The Phones notes were being held by Deutsche Bank, and the noteholders had not been paid, so the notes should have been returned, Stark said.

In addition, about 237,000 of the notes were tendered, but never got into the process before the petition date, Stark said.

"If the amount is reduced, someone should be responsible for that," Stark said.

Carey said that was a good point and asked whether the person who breached the agreement should be responsible.

Stark responded that since the debtor did not come forward with the cash, the Phones notes still exist and should go back to the noteholders. Deutche Bank is still holding them, he said.

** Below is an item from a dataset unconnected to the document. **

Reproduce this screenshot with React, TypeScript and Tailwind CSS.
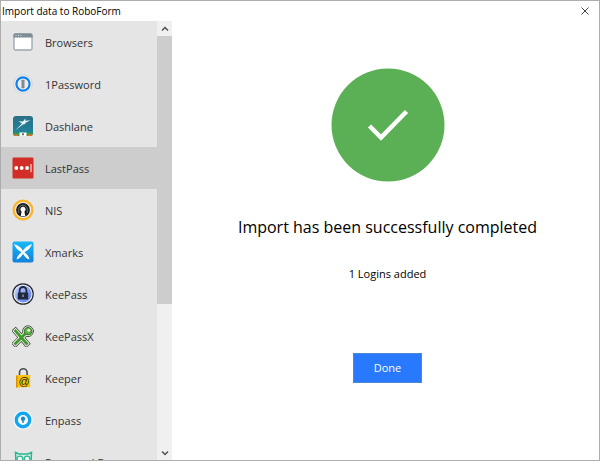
import type { ReactNode } from "react";

type Source = { name: string; icon: ReactNode };

function Icon({ children }: { children: ReactNode }) {
  return (
    <svg viewBox="0 0 22 22" className="size-[22px] shrink-0" aria-hidden="true">
      {children}
    </svg>
  );
}

const sources: Source[] = [
  {
    name: "Browsers",
    icon: (
      <Icon>
        <rect x="2" y="3" width="18" height="16" rx="1.5" fill="#fff" stroke="#9aa5ad" strokeWidth="1.3" />
        <path d="M1.5 6.5V4Q1.5 2.5 3 2.5H19Q20.5 2.5 20.5 4V6.5Z" fill="#7e8c96" />
        <path d="M3.5 4.5H4.5M6 4.5H7M8.5 4.5H9.5" stroke="#dce1e4" />
      </Icon>
    ),
  },
  {
    name: "1Password",
    icon: (
      <Icon>
        <circle cx="11" cy="11" r="9.2" fill="#f8f8f8" stroke="#c4c6c8" strokeWidth=".7" />
        <circle cx="11" cy="11" r="6.6" fill="#e9eef3" stroke="#0f7ff0" strokeWidth="2.2" />
        <rect x="9.5" y="6.8" width="3" height="8.4" rx=".4" fill="#858789" />
      </Icon>
    ),
  },
  {
    name: "Dashlane",
    icon: (
      <Icon>
        <defs>
          <linearGradient id="dash" x1="0" y1="0" x2="0" y2="1">
            <stop stopColor="#2b6f88" />
            <stop offset="1" stopColor="#1d879b" />
          </linearGradient>
          <clipPath id="dashClip">
            <rect x="1" y="1" width="20" height="20" rx="3" />
          </clipPath>
        </defs>
        <g clipPath="url(#dashClip)">
          <rect x="1" y="1" width="20" height="20" fill="url(#dash)" />
          <path d="M1 17.8H21V21H1Z" fill="#369b44" />
          <path d="M1 19.4H6V21H1ZM16 19.4H21V21H16Z" fill="#f26b32" />
          <path d="M7.5 17.5H14.5V21H7.5Z" fill="#fff" />
          <path d="M11 18.3V20.3" stroke="#222" strokeWidth="1.3" />
          <path d="M3 15.5L10 8.6L6.5 6.2L11 6.6L13.4 3.2L13.2 5.8L18.5 5.2L14 7.4L12.6 9.2L10.8 9.6Z" fill="#e8f1f3" />
        </g>
      </Icon>
    ),
  },
  {
    name: "LastPass",
    icon: (
      <Icon>
        <rect x=".5" y=".5" width="21" height="21" rx="1.2" fill="#d32d27" />
        <circle cx="4.3" cy="11" r="1.9" fill="#fff" />
        <circle cx="9.7" cy="11" r="1.9" fill="#fff" />
        <circle cx="15.1" cy="11" r="1.9" fill="#fff" />
        <path d="M19 7V15.2" stroke="#fff" strokeWidth="1" />
      </Icon>
    ),
  },
  {
    name: "NIS",
    icon: (
      <Icon>
        <circle cx="11" cy="11" r="9.3" fill="#f5f5f5" stroke="#fbb52c" strokeWidth="2.4" />
        <circle cx="11" cy="11" r="6.9" fill="#1c1c1c" />
        <path d="M6.7 14V10.5A4.3 4.3 0 0 1 15.3 10.5V14" fill="none" stroke="#85888b" strokeWidth=".8" />
        <circle cx="11" cy="10.2" r="2.5" fill="#fff" />
        <path d="M9.7 12H12.3L13.3 17.2H8.7Z" fill="#fff" />
      </Icon>
    ),
  },
  {
    name: "Xmarks",
    icon: (
      <Icon>
        <defs>
          <linearGradient id="xmarks" x1="0" y1="0" x2="0" y2="1">
            <stop stopColor="#16b9f8" />
            <stop offset="1" stopColor="#1380db" />
          </linearGradient>
        </defs>
        <rect x=".5" y=".5" width="21" height="21" rx="2" fill="url(#xmarks)" />
        <path d="M2 3Q8.5 5 11 9.8Q13.5 5 20 3Q18.5 8 12.4 11.2Q16.5 14 17.5 18.5Q13 17 11 12.4Q9 17 4.5 18.5Q5.5 14 9.6 11.2Q3.5 8 2 3Z" fill="#fff" />
      </Icon>
    ),
  },
  {
    name: "KeePass",
    icon: (
      <Icon>
        <defs>
          <linearGradient id="keepass" x1="0" y1="0" x2="1" y2="1">
            <stop stopColor="#cad6ff" />
            <stop offset="1" stopColor="#5375e8" />
          </linearGradient>
        </defs>
        <circle cx="11" cy="11" r="10.2" fill="#eef1fc" stroke="#25282e" strokeWidth="1.2" />
        <circle cx="11" cy="11" r="8.5" fill="url(#keepass)" />
        <path d="M7.6 10V7.4A3.4 3.4 0 0 1 14.4 7.4V10" fill="none" stroke="#20283c" strokeWidth="1.8" />
        <rect x="5.8" y="9.5" width="10.4" height="7" rx=".5" fill="#20283c" />
        <path d="M11 11.5V14" stroke="#a7b5e8" strokeWidth="1.2" />
      </Icon>
    ),
  },
  {
    name: "KeePassX",
    icon: (
      <Icon>
        <g fill="none" strokeLinecap="square">
          <path d="M3.5 6L14.5 18.5M3.5 18.5L14 8" stroke="#343b32" strokeWidth="6" />
          <circle cx="16" cy="6.2" r="5.4" fill="#f4f5ef" stroke="#343b32" strokeWidth=".9" />
          <path d="M3.5 6L14.5 18.5M3.5 18.5L14 8" stroke="#f4f5ef" strokeWidth="4.6" />
          <path d="M3.5 6L14.5 18.5M3.5 18.5L14 8" stroke="#3f982c" strokeWidth="2.8" />
        </g>
        <circle cx="16" cy="6.2" r="3.8" fill="#62ad47" stroke="#327c27" />
        <circle cx="16.7" cy="5.2" r="1.5" fill="#e4f1dd" />
      </Icon>
    ),
  },
  {
    name: "Keeper",
    icon: (
      <Icon>
        <path d="M7.5 9V5.5A3.8 3.8 0 0 1 15.1 5.5V9" fill="none" stroke="#4b4d4f" strokeWidth="1.6" />
        <path d="M4 8.5L6 8H18.2V20L4 20.5Z" fill="#f9c20c" />
        <path d="M4 8.5L5.5 9V20.5H4Z" fill="#d49200" />
        <text x="12" y="17.5" textAnchor="middle" fontFamily="Liberation Sans, sans-serif" fontSize="11" fill="#2b230a">@</text>
      </Icon>
    ),
  },
  {
    name: "Enpass",
    icon: (
      <Icon>
        <circle cx="11" cy="11" r="9.7" fill="#f7f9fa" />
        <circle cx="11" cy="11" r="6.7" fill="#fff" stroke="#12a5f2" strokeWidth="3.4" />
        <circle cx="11" cy="9.8" r="2.2" fill="#178cca" />
        <path d="M11 10V14" stroke="#178cca" strokeWidth="1.5" />
      </Icon>
    ),
  },
  {
    name: "Password Boss",
    icon: (
      <Icon>
        <path d="M3.5 1.5L7 3H16L19.5 1.5L19 12Q17 19 11.5 19Q6 19 4 12Z" fill="#d8efe7" stroke="#29b68e" strokeWidth="1.5" />
        <circle cx="7.9" cy="8" r="2.9" fill="#edf7f3" stroke="#29b68e" strokeWidth="1.3" />
        <circle cx="15.1" cy="8" r="2.9" fill="#edf7f3" stroke="#29b68e" strokeWidth="1.3" />
        <path d="M10 11L11.5 13L13 11" fill="#29b68e" />
      </Icon>
    ),
  },
];

function ScrollArrow({ label, path }: { label: string; path: string }) {
  return (
    <button type="button" aria-label={label} className="flex h-[15px] w-full shrink-0 items-center justify-center">
      <svg viewBox="0 0 8 8" className="size-2" aria-hidden="true">
        <path d={path} fill="none" stroke="#505050" strokeWidth="1.5" />
      </svg>
    </button>
  );
}

export default function App() {
  return (
    <div className="flex h-screen flex-col overflow-hidden border border-[#adadad] bg-white font-['Open_Sans','Noto_Sans',sans-serif] text-[11px] text-black">
      <header className="flex h-5 shrink-0 items-center justify-between pr-2 pl-px">
        <h1 className="text-[10px] leading-5">Import data to RoboForm</h1>
        <button type="button" aria-label="Close" className="flex size-3 items-center justify-center">
          <svg viewBox="0 0 8 8" className="size-2" aria-hidden="true">
            <path d="M.5 .5L7.5 7.5M7.5 .5L.5 7.5" stroke="#444" strokeWidth="1" />
          </svg>
        </button>
      </header>

      <div className="flex min-h-0 flex-1">
        <aside className="flex w-[171px] shrink-0 bg-[#e5e5e5]">
          <ul className="min-w-0 flex-1 overflow-hidden">
            {sources.map((source) => (
              <li key={source.name}>
                <button
                  type="button"
                  aria-pressed={source.name === "LastPass"}
                  className="flex h-[42px] w-full items-center gap-[11px] pl-[11px] text-left whitespace-nowrap text-[#333] aria-pressed:bg-[#cdcdcd]"
                >
                  {source.icon}
                  <span className="pt-0.5">{source.name}</span>
                </button>
              </li>
            ))}
          </ul>
          <div className="flex w-[15px] flex-col bg-[#f0f0f0]">
            <ScrollArrow label="Scroll up" path="M1 5.5L4 2.5L7 5.5" />
            <div className="min-h-0 flex-1">
              <div className="h-[65.5%] bg-[#cdcdcd]" />
            </div>
            <ScrollArrow label="Scroll down" path="M1 2.5L4 5.5L7 2.5" />
          </div>
        </aside>

        <main className="flex min-w-0 flex-1 flex-col items-center pt-[47px] pl-1">
          <svg viewBox="0 0 114 114" className="size-[114px]" aria-hidden="true">
            <circle cx="57" cy="57" r="56.5" fill="#5bb055" />
            <path d="M38.5 58L50 69.5L75.5 43.5" fill="none" stroke="#fff" strokeWidth="4.5" />
          </svg>
          <h2 className="mt-[33px] text-base leading-6 font-medium">Import has been successfully completed</h2>
          <p className="mt-[25px] leading-5">1 Logins added</p>
          <button type="button" className="mt-[69px] h-[30px] w-[69px] border border-[#4d88d6] bg-[#2979ff] pt-px text-white">
            Done
          </button>
        </main>
      </div>
    </div>
  );
}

Judge Carey asked if he needed to decide this issue. If the court decides in favor of the Oaktree Capital Management, LP swap interests and in favor of the Times-Mirror Co. retirees in their allocation disputes, no money reaches the Phones.

Zensky said the court must decide, because the amount of the claims affects the amount being spun up to senior noteholders.

EGI-TRB or Phones subordinate

David J. Bradford, representing EGI-TRB, said the Phones are subordinate to EGI-TRB under the Phones indenture.

The indenture states that the Phones notes are subordinate to any note, except those that contain a provision in their indenture stating they are subordinate to the Phones.

The EGI-TRB indenture contains no such provision, Bradford said.

Martin S. Siegel, representing Wilmington Trust Co., said the Phones are a senior obligation as defined in the EGI-TRB indenture.

Carey asked whether he needs to make a decision on this issue if neither the Phones nor EGI-TRB "can grab any of the recoveries."

Bradford said, "Not at this time."

The parties have until noon March 9 to submit a two-page letter of rebuttal. Carey did not say when he planned to rule on the allocation disputes, but he said previously that he intends to "decide in very short order."

Tribune, a Chicago-based media company, filed for bankruptcy on Dec. 8, 2008. Its Chapter 11 case number is 08-13141.